A Prefeitura de Iguaraçu, no norte do Paraná, fez um pacto com fazendeiros e bóias-frias para realizar uma "reforma agrária" alternativa no município.
Implantado há três anos pelo prefeito João Batista Beltrame (PTB), 43, o projeto Terra Solidária utiliza áreas destinadas à reciclagem de pastagens pelos fazendeiros para fazer com que famílias de bóias-frias se dediquem à produção de algodão.
Beltrame disse que a dificuldade inicial foi convencer os fazendeiros a ceder áreas para o projeto. Mas, hoje, o processo se inverteu, e são os fazendeiros que procuram a prefeitura para oferecer áreas.
Os lavradores do projeto conseguem aumentar a renda familiar e melhorar as condições de vida. O prefeito diz que o objetivo é "resgatar a cidadania dos bóias-frias, que vivem um processo de perda da identidade".
Com o projeto, o bóia-fria mantém seu trabalho normal e cuida da lavoura nas horas vagas e fins-de-semana. "É como uma poupança: com o trabalho diário ele se alimenta, com a renda da colheita ele investe na melhoria da sua condição de vida", disse o fazendeiro Henrique Perez, que aderiu ao projeto no segundo ano.
Implantação
Na safra 93/94, primeiro ano do projeto, cada uma das 18 famílias de bóias-frias envolvidas teve uma renda líquida de US$ 1.512 durante o ciclo da cultura -seis meses entre o preparo do solo e a colheita. Nesse valor já foi descontado o ressarcimento dos insumos recebidos.
Mensalmente, a média por família foi de 3,88 salários mínimos (o salário mínimo na época equivalia a cerca de US$ 65). No projeto-piloto foram usados 31,34 hectares, cedidos pelo produtor rural Francisco Fraccaroli, maior proprietário individual de terras no município, com 1.945,6 hectares.
Na safra 94/95, o número de famílias subiu para 19, e a renda média mensal caiu para 3,03 salários mínimos, com o salário em US$ 80,00. A renda líquida média foi de US$ 1.452,70 por família.

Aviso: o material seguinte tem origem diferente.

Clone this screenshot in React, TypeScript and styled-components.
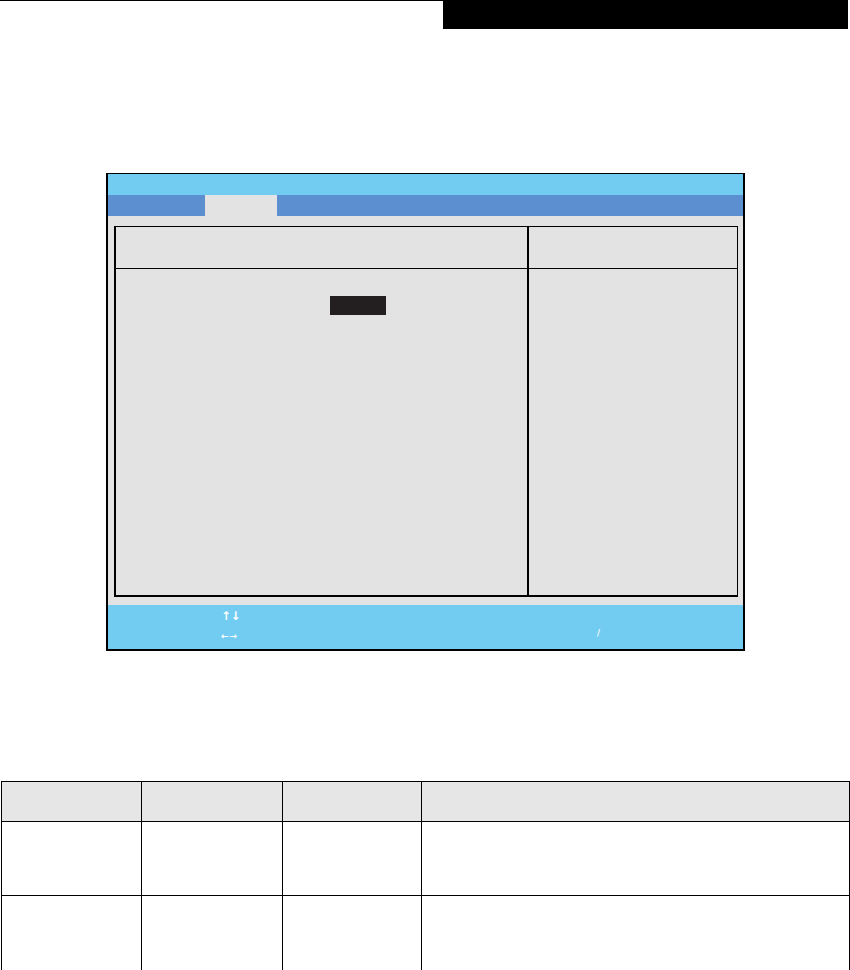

O rendimento extra obtido pelas famílias é expressivo se comparado com o preço da diária de um bóia-fria na região. Desde 1993, o preço da diária estagnou entre R$ 5,00 e R$ 6,00 -o que não chega a dar 1,5 salário mínimo por mês para cada lavrador.
Na atual safra 95/96, o número de famílias de bóias-frias no projeto subiu para 25 e a área passou para 41,14 hectares no total.
O prefeito Beltrame disse que o número de hectares e famílias envolvidas só não foi maior em razão dos problemas que o Plano Real trouxe à agricultura. "Para a próxima safra de verão, o projeto terá uma área muito maior", afirmou. A prefeitura já tem oferta de 170 hectares para o projeto.
As áreas destinadas ao plantio são distribuídas às famílias em lotes de 1,5 hectare. No lote, o trabalho é feito pelo grupo familiar. Uma área de produção coletiva gera recursos destinados a um fundo comum, aplicado na compra de insumos da safra seguinte.
Depois de dois anos de cessão, o fazendeiro recebe de volta a terra reciclada, plantada em pastagens e com o reflorestamento das matas próximas a nascentes e córregos.
"O importante do Terra Solidária é que não existe paternalismo", disse Beltrame. Todos os custos de produção são contabilizados e, após a venda da safra, pagos pelos bóias-frias ao fundo rotativo, administrado pelo Conselho Municipal de Solos.
No início do projeto, Beltrame nomeou para o conselho representantes de diversos setores da sociedade local. Foi a comunidade que garantiu o empréstimo de tratores e implementos: "Tudo foi pago. Quem emprestou um trator recebeu o equivalente em horas com o trabalho das máquinas da prefeitura", afirmou Beltrame.
Neste ano, a prefeitura conseguiu, com verbas do governo do Estado comprar um trator e equipamentos para o projeto.
Para a cessão de áreas, fazendeiros e prefeitura firmam um contrato de comodato, com as condições da cessão explicitadas.
Segundo o prefeito, o comodato foi a maneira "encontrada para legalizar o projeto, vencendo a resistência dos fazendeiros". No contrato, além de a prefeitura entrar como comodatária, o fazendeiro tem a garantia de dois fiadores do Conselho Municipal de Solos.